"""

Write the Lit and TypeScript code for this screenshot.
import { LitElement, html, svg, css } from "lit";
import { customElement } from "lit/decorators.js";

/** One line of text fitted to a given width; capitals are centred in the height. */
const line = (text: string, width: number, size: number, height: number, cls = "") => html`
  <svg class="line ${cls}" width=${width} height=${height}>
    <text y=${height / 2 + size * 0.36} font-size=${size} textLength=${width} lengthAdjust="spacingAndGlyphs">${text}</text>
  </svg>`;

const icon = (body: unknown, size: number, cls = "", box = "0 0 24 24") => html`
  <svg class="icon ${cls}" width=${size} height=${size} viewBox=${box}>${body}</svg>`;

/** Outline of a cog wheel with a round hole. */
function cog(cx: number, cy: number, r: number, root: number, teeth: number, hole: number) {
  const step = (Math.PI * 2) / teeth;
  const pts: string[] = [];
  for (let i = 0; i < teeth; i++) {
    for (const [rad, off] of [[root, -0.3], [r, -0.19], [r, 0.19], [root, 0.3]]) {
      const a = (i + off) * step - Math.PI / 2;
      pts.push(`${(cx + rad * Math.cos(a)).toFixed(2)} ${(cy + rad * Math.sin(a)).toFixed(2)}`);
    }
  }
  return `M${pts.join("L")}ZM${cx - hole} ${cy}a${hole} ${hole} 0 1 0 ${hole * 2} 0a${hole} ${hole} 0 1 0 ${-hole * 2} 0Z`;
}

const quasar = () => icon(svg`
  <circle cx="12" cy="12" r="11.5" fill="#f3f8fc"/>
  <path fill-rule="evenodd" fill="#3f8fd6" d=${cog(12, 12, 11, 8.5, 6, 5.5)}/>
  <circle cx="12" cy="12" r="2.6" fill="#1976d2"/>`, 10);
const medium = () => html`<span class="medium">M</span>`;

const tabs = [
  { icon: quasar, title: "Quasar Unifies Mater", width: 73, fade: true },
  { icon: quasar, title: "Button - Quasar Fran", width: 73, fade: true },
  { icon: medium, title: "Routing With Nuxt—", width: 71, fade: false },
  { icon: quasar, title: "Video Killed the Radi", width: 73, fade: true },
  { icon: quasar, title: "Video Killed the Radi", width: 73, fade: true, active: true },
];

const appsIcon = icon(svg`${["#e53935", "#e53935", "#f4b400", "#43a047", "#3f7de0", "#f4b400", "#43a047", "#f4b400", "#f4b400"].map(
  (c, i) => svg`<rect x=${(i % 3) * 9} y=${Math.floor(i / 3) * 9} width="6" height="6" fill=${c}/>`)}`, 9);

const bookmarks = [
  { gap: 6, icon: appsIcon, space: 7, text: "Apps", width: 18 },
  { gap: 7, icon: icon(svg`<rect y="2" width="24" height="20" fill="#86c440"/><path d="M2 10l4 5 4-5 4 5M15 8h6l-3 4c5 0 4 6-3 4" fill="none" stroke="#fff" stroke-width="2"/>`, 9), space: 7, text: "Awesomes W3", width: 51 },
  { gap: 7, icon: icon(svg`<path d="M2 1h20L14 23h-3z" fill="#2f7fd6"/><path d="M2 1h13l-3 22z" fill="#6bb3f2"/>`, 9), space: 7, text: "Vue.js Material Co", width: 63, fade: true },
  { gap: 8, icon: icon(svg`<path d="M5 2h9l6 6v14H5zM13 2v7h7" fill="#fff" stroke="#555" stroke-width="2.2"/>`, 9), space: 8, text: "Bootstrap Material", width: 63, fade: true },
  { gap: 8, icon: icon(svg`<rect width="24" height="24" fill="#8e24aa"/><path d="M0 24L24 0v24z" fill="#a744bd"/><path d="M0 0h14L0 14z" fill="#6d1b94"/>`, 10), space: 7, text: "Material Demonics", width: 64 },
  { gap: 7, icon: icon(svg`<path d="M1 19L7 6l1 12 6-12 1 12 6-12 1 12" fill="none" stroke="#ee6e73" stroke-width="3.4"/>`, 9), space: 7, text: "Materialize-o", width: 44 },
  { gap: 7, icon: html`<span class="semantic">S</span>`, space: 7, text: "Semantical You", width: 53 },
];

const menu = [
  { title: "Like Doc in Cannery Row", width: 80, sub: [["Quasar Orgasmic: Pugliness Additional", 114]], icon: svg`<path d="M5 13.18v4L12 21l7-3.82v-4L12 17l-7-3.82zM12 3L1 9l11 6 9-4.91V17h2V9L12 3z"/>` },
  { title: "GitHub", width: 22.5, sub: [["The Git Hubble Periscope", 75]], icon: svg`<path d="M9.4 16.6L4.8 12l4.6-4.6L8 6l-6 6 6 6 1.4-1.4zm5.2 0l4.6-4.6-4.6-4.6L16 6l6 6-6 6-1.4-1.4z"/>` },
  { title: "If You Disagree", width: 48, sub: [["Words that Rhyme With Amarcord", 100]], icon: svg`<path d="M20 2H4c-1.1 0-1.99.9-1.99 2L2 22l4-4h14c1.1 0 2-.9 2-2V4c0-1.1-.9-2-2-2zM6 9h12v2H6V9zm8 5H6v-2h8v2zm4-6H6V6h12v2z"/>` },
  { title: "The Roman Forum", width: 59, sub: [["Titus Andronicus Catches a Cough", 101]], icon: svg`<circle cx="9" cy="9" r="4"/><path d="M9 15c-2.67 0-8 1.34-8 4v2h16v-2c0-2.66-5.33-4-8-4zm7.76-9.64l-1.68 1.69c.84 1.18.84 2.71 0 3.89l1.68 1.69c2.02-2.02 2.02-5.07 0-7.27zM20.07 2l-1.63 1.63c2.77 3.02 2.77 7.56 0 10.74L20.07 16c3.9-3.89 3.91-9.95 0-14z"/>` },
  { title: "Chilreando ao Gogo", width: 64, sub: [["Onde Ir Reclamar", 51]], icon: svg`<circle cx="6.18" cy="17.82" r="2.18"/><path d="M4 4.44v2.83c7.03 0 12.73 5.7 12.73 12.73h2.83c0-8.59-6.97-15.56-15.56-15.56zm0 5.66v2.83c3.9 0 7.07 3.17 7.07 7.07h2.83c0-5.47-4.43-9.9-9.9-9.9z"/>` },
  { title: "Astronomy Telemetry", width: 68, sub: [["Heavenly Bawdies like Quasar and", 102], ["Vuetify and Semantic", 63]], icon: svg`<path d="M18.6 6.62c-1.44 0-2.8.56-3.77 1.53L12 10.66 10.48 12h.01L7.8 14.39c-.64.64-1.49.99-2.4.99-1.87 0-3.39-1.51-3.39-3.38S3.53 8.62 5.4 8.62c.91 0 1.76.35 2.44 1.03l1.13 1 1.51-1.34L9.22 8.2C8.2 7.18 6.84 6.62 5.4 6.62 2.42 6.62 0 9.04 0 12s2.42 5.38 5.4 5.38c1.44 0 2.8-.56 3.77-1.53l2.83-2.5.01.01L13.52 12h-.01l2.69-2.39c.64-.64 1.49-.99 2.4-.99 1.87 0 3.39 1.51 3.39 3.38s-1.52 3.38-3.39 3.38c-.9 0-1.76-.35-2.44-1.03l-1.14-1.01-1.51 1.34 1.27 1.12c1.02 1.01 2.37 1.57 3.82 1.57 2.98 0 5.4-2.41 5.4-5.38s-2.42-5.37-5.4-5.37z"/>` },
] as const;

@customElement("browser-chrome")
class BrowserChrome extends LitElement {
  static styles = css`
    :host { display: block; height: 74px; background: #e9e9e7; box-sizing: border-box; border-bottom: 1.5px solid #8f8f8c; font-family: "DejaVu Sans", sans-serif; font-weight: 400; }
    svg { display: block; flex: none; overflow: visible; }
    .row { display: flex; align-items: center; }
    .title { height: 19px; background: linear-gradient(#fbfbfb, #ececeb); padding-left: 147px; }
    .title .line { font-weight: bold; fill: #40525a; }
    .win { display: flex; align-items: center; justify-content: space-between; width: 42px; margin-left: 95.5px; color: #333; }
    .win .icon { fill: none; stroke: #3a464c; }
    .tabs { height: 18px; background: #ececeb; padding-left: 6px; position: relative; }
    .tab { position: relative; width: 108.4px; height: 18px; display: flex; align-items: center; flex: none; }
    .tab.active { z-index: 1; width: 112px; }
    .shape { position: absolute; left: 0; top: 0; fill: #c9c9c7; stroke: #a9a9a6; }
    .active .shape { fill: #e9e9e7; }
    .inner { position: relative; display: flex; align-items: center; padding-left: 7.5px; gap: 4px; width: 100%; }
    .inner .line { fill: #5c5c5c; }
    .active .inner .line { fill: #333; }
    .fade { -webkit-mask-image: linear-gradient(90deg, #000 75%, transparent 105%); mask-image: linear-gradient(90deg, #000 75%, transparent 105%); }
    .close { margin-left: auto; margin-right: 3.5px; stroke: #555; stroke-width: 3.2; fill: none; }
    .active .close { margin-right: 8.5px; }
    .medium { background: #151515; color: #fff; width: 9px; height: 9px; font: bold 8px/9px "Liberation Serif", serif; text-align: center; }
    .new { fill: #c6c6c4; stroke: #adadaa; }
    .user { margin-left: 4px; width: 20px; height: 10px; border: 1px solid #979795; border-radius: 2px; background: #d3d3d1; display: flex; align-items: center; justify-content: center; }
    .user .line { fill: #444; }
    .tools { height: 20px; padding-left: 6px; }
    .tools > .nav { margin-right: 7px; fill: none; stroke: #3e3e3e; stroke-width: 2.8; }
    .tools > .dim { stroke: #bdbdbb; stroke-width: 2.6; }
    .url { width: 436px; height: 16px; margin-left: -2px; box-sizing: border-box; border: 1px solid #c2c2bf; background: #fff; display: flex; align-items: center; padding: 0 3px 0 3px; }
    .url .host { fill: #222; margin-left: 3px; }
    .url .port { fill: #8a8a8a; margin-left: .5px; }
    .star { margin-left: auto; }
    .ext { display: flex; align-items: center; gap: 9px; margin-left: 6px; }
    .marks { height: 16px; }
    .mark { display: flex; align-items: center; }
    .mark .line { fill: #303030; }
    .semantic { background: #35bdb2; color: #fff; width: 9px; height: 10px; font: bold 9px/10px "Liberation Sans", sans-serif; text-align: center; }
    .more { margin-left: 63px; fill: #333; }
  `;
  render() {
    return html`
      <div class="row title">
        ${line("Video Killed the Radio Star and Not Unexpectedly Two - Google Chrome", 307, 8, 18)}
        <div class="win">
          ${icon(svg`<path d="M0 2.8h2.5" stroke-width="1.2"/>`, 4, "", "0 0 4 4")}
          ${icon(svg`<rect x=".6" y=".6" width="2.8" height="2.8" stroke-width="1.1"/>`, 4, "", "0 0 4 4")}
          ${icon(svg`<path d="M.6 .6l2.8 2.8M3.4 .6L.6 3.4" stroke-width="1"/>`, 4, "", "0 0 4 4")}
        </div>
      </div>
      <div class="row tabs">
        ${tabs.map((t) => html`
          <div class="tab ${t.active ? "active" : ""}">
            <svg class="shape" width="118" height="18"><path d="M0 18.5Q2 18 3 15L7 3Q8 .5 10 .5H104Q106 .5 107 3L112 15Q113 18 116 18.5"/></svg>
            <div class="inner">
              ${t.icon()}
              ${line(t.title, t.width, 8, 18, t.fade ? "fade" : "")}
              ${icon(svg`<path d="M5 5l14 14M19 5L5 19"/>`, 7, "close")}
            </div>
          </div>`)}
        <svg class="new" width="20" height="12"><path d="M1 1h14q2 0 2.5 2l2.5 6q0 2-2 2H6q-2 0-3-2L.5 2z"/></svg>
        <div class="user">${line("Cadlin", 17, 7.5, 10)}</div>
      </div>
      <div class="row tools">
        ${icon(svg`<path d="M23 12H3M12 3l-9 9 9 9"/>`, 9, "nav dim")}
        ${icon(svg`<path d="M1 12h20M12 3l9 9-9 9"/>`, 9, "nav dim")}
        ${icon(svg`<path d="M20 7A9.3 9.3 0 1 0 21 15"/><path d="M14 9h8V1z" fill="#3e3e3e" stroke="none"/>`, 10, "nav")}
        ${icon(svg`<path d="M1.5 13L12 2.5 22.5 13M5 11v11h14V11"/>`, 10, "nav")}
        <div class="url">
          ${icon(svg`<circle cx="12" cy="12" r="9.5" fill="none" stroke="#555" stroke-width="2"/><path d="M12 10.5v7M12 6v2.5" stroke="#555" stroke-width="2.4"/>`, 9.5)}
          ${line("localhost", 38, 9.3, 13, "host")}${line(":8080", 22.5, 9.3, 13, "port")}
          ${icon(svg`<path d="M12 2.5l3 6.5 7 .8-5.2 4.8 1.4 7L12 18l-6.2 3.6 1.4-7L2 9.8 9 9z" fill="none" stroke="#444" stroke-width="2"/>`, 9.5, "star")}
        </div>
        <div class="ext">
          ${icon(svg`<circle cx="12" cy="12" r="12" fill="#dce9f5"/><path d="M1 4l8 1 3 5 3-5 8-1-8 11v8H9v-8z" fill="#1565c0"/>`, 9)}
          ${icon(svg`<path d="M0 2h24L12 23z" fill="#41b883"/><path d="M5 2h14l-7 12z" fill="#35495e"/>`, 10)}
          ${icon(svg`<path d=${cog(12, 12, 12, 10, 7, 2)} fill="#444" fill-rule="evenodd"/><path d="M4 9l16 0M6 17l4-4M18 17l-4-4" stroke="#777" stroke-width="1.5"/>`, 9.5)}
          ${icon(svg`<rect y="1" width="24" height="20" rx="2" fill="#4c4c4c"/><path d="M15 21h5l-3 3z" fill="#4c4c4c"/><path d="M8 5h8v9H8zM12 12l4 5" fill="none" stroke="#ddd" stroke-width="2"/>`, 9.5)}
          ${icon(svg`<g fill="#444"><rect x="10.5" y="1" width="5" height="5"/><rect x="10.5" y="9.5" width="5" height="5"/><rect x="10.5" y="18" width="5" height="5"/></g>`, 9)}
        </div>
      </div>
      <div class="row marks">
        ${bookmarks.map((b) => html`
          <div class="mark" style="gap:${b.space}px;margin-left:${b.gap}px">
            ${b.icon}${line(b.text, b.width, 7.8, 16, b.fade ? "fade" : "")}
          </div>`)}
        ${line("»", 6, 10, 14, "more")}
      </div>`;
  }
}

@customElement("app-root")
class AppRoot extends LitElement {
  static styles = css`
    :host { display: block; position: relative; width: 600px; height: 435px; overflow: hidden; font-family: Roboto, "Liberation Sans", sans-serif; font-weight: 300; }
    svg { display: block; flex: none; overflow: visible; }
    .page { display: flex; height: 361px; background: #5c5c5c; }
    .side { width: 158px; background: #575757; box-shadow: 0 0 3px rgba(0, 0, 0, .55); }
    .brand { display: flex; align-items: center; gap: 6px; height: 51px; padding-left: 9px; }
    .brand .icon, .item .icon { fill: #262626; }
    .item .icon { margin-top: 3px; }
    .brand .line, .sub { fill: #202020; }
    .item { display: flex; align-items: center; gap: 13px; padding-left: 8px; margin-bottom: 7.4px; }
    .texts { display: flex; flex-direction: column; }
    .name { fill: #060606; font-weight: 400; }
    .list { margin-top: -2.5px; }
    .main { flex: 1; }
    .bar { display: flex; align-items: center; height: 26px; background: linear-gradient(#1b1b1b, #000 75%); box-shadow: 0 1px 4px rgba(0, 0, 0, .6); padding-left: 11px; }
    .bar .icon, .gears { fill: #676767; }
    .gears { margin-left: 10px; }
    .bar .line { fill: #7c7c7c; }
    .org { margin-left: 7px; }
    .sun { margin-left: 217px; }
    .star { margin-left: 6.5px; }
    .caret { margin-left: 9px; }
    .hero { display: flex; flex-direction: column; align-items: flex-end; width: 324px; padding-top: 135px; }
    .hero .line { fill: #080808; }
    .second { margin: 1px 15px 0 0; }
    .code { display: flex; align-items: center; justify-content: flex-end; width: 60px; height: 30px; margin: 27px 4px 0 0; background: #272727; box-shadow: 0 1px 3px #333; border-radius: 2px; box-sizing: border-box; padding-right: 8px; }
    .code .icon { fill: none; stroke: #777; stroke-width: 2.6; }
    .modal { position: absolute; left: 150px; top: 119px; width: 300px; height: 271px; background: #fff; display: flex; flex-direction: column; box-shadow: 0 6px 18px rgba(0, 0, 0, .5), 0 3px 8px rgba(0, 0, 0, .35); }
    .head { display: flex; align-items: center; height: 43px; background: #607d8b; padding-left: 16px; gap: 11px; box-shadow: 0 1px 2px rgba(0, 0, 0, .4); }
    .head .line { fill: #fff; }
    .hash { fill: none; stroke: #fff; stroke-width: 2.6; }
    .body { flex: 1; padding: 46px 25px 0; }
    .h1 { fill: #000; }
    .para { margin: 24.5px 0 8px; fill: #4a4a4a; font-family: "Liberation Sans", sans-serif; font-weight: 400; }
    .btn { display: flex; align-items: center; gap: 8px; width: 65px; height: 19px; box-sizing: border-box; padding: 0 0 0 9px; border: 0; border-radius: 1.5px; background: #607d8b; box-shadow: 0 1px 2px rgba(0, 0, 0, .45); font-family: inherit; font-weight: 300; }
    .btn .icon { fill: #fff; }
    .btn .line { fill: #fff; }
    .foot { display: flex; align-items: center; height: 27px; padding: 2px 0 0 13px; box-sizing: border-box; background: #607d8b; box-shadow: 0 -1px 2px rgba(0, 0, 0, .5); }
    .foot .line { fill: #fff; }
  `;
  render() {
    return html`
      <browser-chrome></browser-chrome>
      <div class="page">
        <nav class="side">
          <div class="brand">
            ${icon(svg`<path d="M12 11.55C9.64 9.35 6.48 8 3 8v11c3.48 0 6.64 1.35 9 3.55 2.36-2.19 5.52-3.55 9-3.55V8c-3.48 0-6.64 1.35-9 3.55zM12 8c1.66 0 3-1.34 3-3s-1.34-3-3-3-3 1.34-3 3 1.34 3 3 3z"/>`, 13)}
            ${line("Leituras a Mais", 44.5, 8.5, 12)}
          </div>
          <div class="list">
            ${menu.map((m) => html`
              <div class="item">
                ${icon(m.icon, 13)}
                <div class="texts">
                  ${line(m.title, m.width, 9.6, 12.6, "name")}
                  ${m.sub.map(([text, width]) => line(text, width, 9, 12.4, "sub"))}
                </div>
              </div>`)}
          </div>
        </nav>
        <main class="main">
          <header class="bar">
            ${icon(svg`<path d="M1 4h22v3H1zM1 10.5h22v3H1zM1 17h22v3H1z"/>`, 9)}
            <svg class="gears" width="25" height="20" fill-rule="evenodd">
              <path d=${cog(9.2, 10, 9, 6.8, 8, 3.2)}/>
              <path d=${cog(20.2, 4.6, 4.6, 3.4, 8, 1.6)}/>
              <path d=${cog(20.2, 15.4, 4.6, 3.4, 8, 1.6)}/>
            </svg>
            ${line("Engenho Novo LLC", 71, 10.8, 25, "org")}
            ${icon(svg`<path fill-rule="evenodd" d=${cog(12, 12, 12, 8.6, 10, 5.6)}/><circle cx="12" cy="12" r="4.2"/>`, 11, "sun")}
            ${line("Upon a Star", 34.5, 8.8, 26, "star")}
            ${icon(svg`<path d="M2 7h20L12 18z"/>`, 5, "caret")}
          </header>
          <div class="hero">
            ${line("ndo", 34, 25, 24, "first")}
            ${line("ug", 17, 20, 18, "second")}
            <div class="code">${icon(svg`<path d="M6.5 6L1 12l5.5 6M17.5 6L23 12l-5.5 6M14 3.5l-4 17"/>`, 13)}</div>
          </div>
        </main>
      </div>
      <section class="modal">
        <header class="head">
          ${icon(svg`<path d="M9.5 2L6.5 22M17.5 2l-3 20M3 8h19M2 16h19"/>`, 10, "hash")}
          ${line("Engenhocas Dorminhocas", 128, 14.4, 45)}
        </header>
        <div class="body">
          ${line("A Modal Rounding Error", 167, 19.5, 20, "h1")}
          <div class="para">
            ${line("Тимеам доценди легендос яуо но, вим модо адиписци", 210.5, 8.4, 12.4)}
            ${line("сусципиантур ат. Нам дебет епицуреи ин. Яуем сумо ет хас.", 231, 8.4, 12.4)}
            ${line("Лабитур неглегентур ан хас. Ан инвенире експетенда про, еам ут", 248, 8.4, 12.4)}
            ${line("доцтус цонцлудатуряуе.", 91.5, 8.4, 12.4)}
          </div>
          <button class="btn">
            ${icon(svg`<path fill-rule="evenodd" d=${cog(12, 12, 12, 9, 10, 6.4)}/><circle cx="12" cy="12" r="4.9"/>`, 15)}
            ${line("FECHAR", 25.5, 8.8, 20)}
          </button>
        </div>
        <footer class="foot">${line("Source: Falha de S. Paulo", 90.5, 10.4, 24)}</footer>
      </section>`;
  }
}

"""

» Short problem
Lines from the start of the material above through the line containing "const medium = ()" are to be duplicated exactly, and only those.

» Correct result
Write the Lit and TypeScript code for this screenshot.
import { LitElement, html, svg, css } from "lit";
import { customElement } from "lit/decorators.js";

/** One line of text fitted to a given width; capitals are centred in the height. */
const line = (text: string, width: number, size: number, height: number, cls = "") => html`
  <svg class="line ${cls}" width=${width} height=${height}>
    <text y=${height / 2 + size * 0.36} font-size=${size} textLength=${width} lengthAdjust="spacingAndGlyphs">${text}</text>
  </svg>`;

const icon = (body: unknown, size: number, cls = "", box = "0 0 24 24") => html`
  <svg class="icon ${cls}" width=${size} height=${size} viewBox=${box}>${body}</svg>`;

/** Outline of a cog wheel with a round hole. */
function cog(cx: number, cy: number, r: number, root: number, teeth: number, hole: number) {
  const step = (Math.PI * 2) / teeth;
  const pts: string[] = [];
  for (let i = 0; i < teeth; i++) {
    for (const [rad, off] of [[root, -0.3], [r, -0.19], [r, 0.19], [root, 0.3]]) {
      const a = (i + off) * step - Math.PI / 2;
      pts.push(`${(cx + rad * Math.cos(a)).toFixed(2)} ${(cy + rad * Math.sin(a)).toFixed(2)}`);
    }
  }
  return `M${pts.join("L")}ZM${cx - hole} ${cy}a${hole} ${hole} 0 1 0 ${hole * 2} 0a${hole} ${hole} 0 1 0 ${-hole * 2} 0Z`;
}

const quasar = () => icon(svg`
  <circle cx="12" cy="12" r="11.5" fill="#f3f8fc"/>
  <path fill-rule="evenodd" fill="#3f8fd6" d=${cog(12, 12, 11, 8.5, 6, 5.5)}/>
  <circle cx="12" cy="12" r="2.6" fill="#1976d2"/>`, 10);
const medium = () => html`<span class="medium">M</span>`;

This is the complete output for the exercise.